Déserteur représente avec poésie et brutalité une forme de guerre désincarnée qui, pourtant, peut frapper alors que l’on se croyait définitivement hors de portée. Comment retrouver la voie de l’engagement lorsque les valeurs s’évaporent et ne font plus rêver personne ?
Pervertissant les codes du journal de guerre, Boris Bergmann interroge notre époque en mal d’idéaux, et fait de la littérature la meilleure réponse aux oiseaux de mauvais augure.

A. P.


Comment est née l’idée de votre nouveau roman, Déserteur ?

Depuis cinq ans, je réfléchissais sur la place de la guerre moderne dans nos vies, à la fois grande absente de notre quotidien, mais omniprésente à la télé, surgissant violemment au coin de nos rues. Au fond, plus qu’un livre sur les hackers ou sur les drones, mon livre se demande comment s’engager aujourd’hui.
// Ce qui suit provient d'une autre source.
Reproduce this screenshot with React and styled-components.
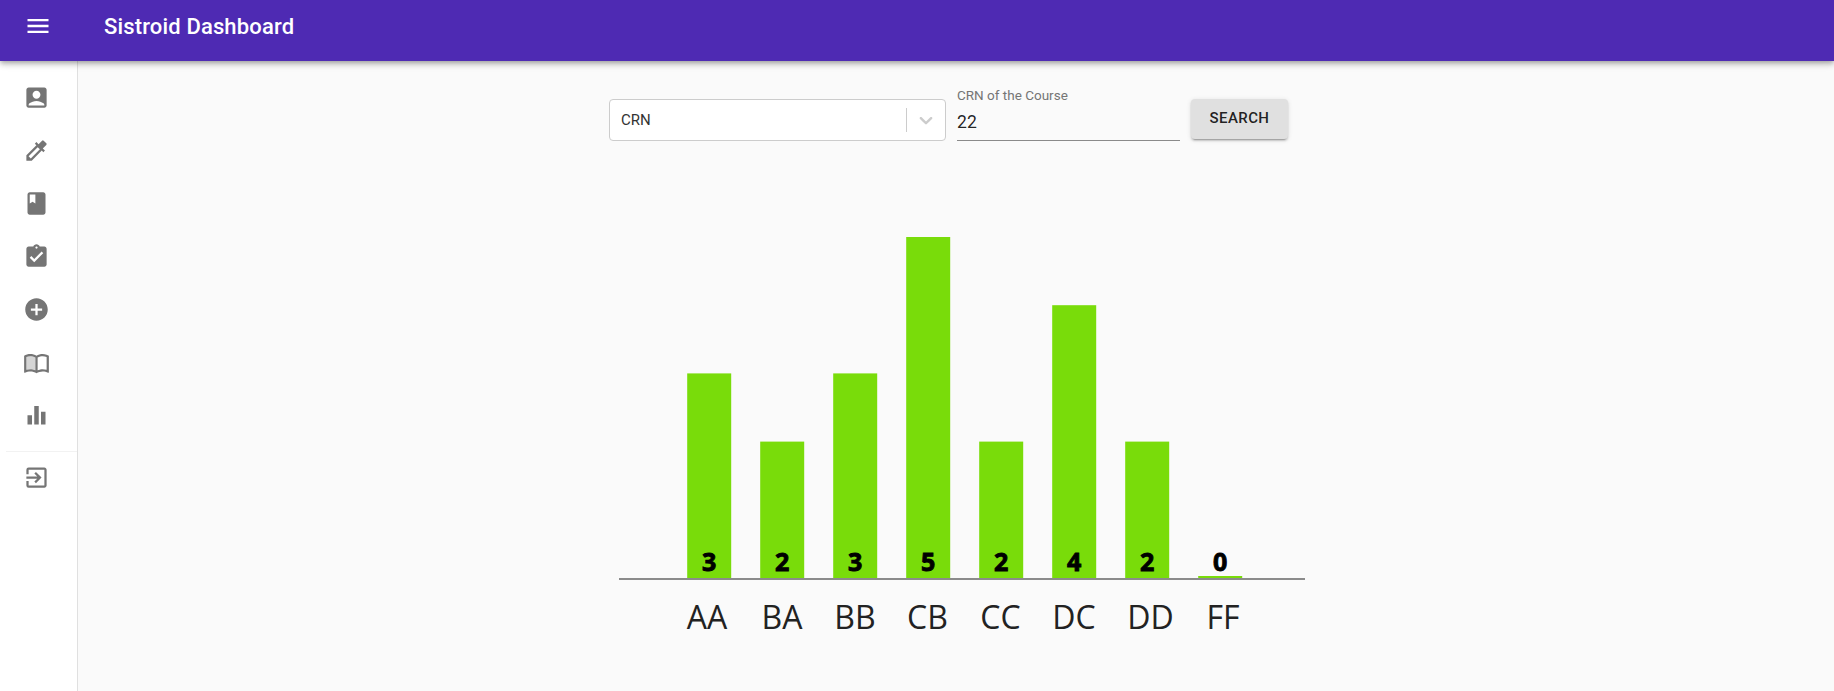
import React from "react";
import styled, { createGlobalStyle } from "styled-components";
import {
  MdMenu,
  MdAccountBox,
  MdColorize,
  MdBook,
  MdAssignmentTurnedIn,
  MdAddCircle,
  MdExitToApp,
} from "react-icons/md";

function OpenBookIcon({ size }) {
  return (
    <svg width={size} height={size} viewBox="0 0 24 24" fill="currentColor">
      <path
        opacity="0.3"
        d="M3 18.5V7c1.1-.35 2.3-.5 3.5-.5 1.34 0 3.13.41 4.5.99v11.5C9.63 18.41 7.84 18 6.5 18c-1.2 0-2.4.15-3.5.5z"
      />
      <path
        fillRule="evenodd"
        d="M21 5c-1.11-.35-2.33-.5-3.5-.5-1.95 0-4.05.4-5.5 1.5-1.45-1.1-3.55-1.5-5.5-1.5S2.45 4.9 1 6v14.65c0 .25.25.5.5.5.1 0 .15-.05.25-.05C3.1 20.45 5.05 20 6.5 20c1.95 0 4.05.4 5.5 1.5 1.35-.85 3.8-1.5 5.5-1.5 1.65 0 3.35.3 4.75 1.05.1.05.15.05.25.05.25 0 .5-.25.5-.5V6c-.6-.45-1.25-.75-2-1zM3 18.5V7c1.1-.35 2.3-.5 3.5-.5 1.34 0 3.13.41 4.5.99v11.5C9.63 18.41 7.84 18 6.5 18c-1.2 0-2.4.15-3.5.5zm18 0c-1.1-.35-2.3-.5-3.5-.5-1.34 0-3.13.41-4.5.99V7.49c1.37-.59 3.16-.99 4.5-.99 1.2 0 2.4.15 3.5.5v11.5z"
      />
    </svg>
  );
}

function BarsIcon({ size }) {
  return (
    <svg width={size} height={size} viewBox="0 0 24 24" fill="currentColor">
      <path d="M4 11.7h4V20H4zM10 3.6h4V20h-4zM16 8.7h4V20h-4z" />
    </svg>
  );
}

const NAV_ICONS = [
  MdAccountBox,
  MdColorize,
  MdBook,
  MdAssignmentTurnedIn,
  MdAddCircle,
  OpenBookIcon,
  BarsIcon,
];

const GRADES = [
  { label: "AA", count: 3, labelX: 707 },
  { label: "BA", count: 2, labelX: 782 },
  { label: "BB", count: 3, labelX: 855 },
  { label: "CB", count: 5, labelX: 927.5 },
  { label: "CC", count: 2, labelX: 1000.5 },
  { label: "DC", count: 4, labelX: 1074 },
  { label: "DD", count: 2, labelX: 1150.5 },
  { label: "FF", count: 0, labelX: 1223 },
];

const CHART_LEFT = 609;
const BASELINE = 418;
const UNIT = 68.2;

export default function App() {
  return (
    <>
      <GlobalStyle />
      <AppBar>
        <MenuButton>
          <MdMenu size={28} />
        </MenuButton>
        <Title>Sistroid Dashboard</Title>
      </AppBar>
      <Body>
        <Sidebar>
          <NavList>
            {NAV_ICONS.map((Icon, i) => (
              <NavItem key={i}>
                <Icon size={27} />
              </NavItem>
            ))}
          </NavList>
          <Divider />
          <LogoutItem>
            <MdExitToApp size={27} />
          </LogoutItem>
        </Sidebar>
        <Main>
          <Content>
            <SearchRow>
              <Select>
                <SelectValue>CRN</SelectValue>
                <Separator />
                <Chevron viewBox="0 0 20 20">
                  <path d="M4.516 7.548c.436-.446 1.043-.481 1.576 0L10 11.295l3.908-3.747c.533-.481 1.141-.446 1.574 0 .436.445.408 1.197 0 1.615-.406.418-4.695 4.502-4.695 4.502a1.095 1.095 0 0 1-1.576 0S4.924 9.581 4.516 9.163c-.409-.418-.436-1.17 0-1.615z" />
                </Chevron>
              </Select>
              <TextField>
                <FieldLabel>CRN of the Course</FieldLabel>
                <FieldValue>22</FieldValue>
              </TextField>
              <SearchButton>Search</SearchButton>
            </SearchRow>
            <Chart width="696" height="500" viewBox="0 0 696 500">
              {GRADES.map((g, i) => {
                const x = 78.2 + i * 73;
                const h = g.count === 0 ? 2 : g.count * UNIT;
                return (
                  <g key={g.label}>
                    <rect x={x} y={BASELINE - h} width="44" height={h} fill="#79dc0a" />
                    <BarValue x={x + 22} y={BASELINE - 7}>
                      {g.count}
                    </BarValue>
                    <AxisLabel x={g.labelX - CHART_LEFT} y={469}>
                      {g.label}
                    </AxisLabel>
                  </g>
                );
              })}
              <line x1="10" y1={BASELINE + 1} x2="696" y2={BASELINE + 1} stroke="#666" strokeWidth="1.5" />
            </Chart>
          </Content>
        </Main>
      </Body>
    </>
  );
}

const GlobalStyle = createGlobalStyle`
  html, body {
    margin: 0;
    height: 100%;
    background: #fafafa;
    font-family: Roboto, "Liberation Sans", sans-serif;
    overflow: hidden;
  }
`;

const AppBar = styled.header`
  position: relative;
  z-index: 2;
  display: flex;
  align-items: flex-start;
  height: 61px;
  background: #4e2ab3;
  color: #fff;
  box-shadow: 0 2px 4px -1px rgba(0, 0, 0, 0.2), 0 4px 5px 0 rgba(0, 0, 0, 0.14),
    0 1px 10px 0 rgba(0, 0, 0, 0.12);
`;

const MenuButton = styled.div`
  display: flex;
  justify-content: center;
  width: 75px;
  padding-top: 12px;
`;

const Title = styled.h1`
  margin: 0 0 0 29px;
  padding-top: 12px;
  font-size: 22px;
  font-weight: 500;
  line-height: 30px;
  letter-spacing: 0.15px;
`;

const Body = styled.div`
  display: flex;
  height: 630px;
`;

const Sidebar = styled.nav`
  width: 77px;
  flex: none;
  padding-top: 10px;
  background: #fff;
  border-right: 1px solid #e0e0e0;
`;

const NavList = styled.div`
  display: flex;
  flex-direction: column;
`;

const NavItem = styled.div`
  display: flex;
  align-items: center;
  justify-content: center;
  height: 53px;
  padding-right: 4px;
  color: #757575;
`;

const Divider = styled.div`
  height: 1px;
  margin: 9px 0 0 6px;
  background: #f2f2f2;
`;

const LogoutItem = styled(NavItem)`
  height: 50px;
`;

const Main = styled.main`
  flex: 1;
  display: flex;
  justify-content: center;
  padding-left: 2px;
`;

const Content = styled.div`
  width: 696px;
`;

const SearchRow = styled.div`
  display: flex;
  align-items: flex-start;
  height: 99px;
  padding-top: 38px;
  box-sizing: border-box;
`;

const Select = styled.div`
  display: flex;
  align-items: center;
  width: 337px;
  height: 42px;
  box-sizing: border-box;
  padding: 0 8px 0 11px;
  background: #fff;
  border: 1px solid #ccc;
  border-radius: 4px;
`;

const SelectValue = styled.span`
  flex: 1;
  font-size: 15px;
  color: #333;
`;

const Separator = styled.span`
  width: 1px;
  height: 24px;
  background: #ccc;
`;

const Chevron = styled.svg`
  width: 22px;
  height: 22px;
  margin-left: 8px;
  fill: #ccc;
`;

const TextField = styled.div`
  position: relative;
  width: 223px;
  height: 41px;
  margin: -10px 0 0 11px;
  padding-top: 10px;
  border-bottom: 1px solid #8a8a8a;
`;

const FieldLabel = styled.label`
  position: absolute;
  left: 0;
  top: -2px;
  font-size: 13.5px;
  line-height: 16px;
  color: #757575;
`;

const FieldValue = styled.div`
  padding-top: 11px;
  font-size: 17.6px;
  line-height: 24px;
  color: rgba(0, 0, 0, 0.87);
`;

const SearchButton = styled.button`
  width: 97px;
  height: 40px;
  margin-left: 11px;
  padding-bottom: 3px;
  border: 0;
  border-radius: 4px;
  background: #e0e0e0;
  color: rgba(0, 0, 0, 0.87);
  font-family: inherit;
  font-size: 15px;
  font-weight: 500;
  letter-spacing: 0.4px;
  text-transform: uppercase;
  box-shadow: 0 3px 1px -2px rgba(0, 0, 0, 0.2), 0 2px 2px 0 rgba(0, 0, 0, 0.14),
    0 1px 5px 0 rgba(0, 0, 0, 0.12);
`;

const Chart = styled.svg`
  display: block;
`;

const BarValue = styled.text`
  font-family: "Open Sans", sans-serif;
  font-size: 25px;
  font-weight: 700;
  text-anchor: middle;
  fill: #000;
  stroke: #000;
  stroke-width: 0.9px;
`;

const AxisLabel = styled.text`
  font-family: "Open Sans", sans-serif;
  font-size: 32px;
  font-weight: 400;
  text-anchor: middle;
  fill: #222;
`;
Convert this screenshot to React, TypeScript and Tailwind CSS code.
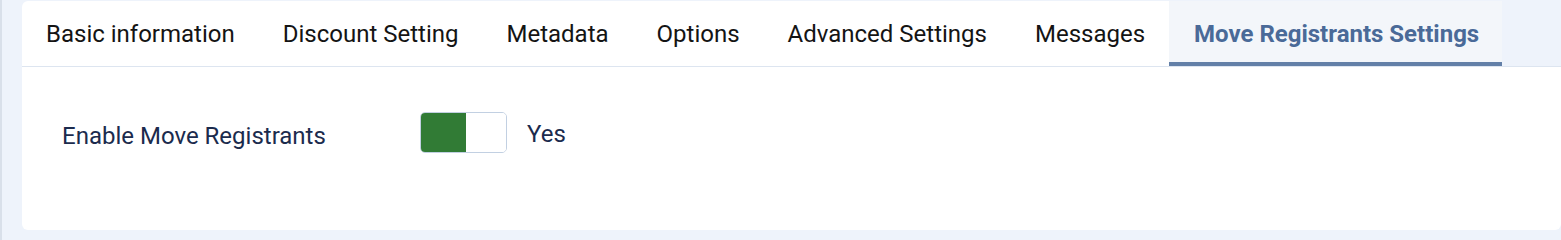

Mon narrateur, jeune hacker désabusé, est en quête d’un engagement à sa mesure. Au début du livre, c’est un être passif, sans croyance. Il entre en résistance pour suivre une fille plus courageuse que lui, puis dans l’armée française pour se venger de cette même fille qui l’a trompé. Ce revirement va l’emmener au cœur d’un conflit fantôme dans un désert sans nom du Proche Orient. Là-bas, il devra prendre parti — malgré tout, malgré lui. La seule chose qu’il arrivera à trouver, c’est lui-même. Son seul engagement : être lui-même. C’est déjà beaucoup.

Comment y parvient-il ?

Par les mots. L’écriture d’un journal va lui permettre de se trouver, se tenir vertical en lui-même. Écrire va devenir une forme de dissidence. Seul, il évolue au contact de groupes divergents : soldats, terroristes, pilotes de drones ou hacktivists. Chaque groupe use de son engagement pour justifier son action et se déresponsabiliser. Pour l’armée, la foi dans la technologie pardonne tout, pour les terroristes, c’est le nom de dieu, pour les activistes, c’est la défense d’une « bonne cause »… Ils ont tous une bonne raison pour expliquer la bassesse de leur action. Mon narrateur, lui, n’a rien de tout ça. Désengagé de tout, y compris de lui même, il peut s’extirper de l’influence d’autrui et poser un regard critique sur le monde qui l’entoure.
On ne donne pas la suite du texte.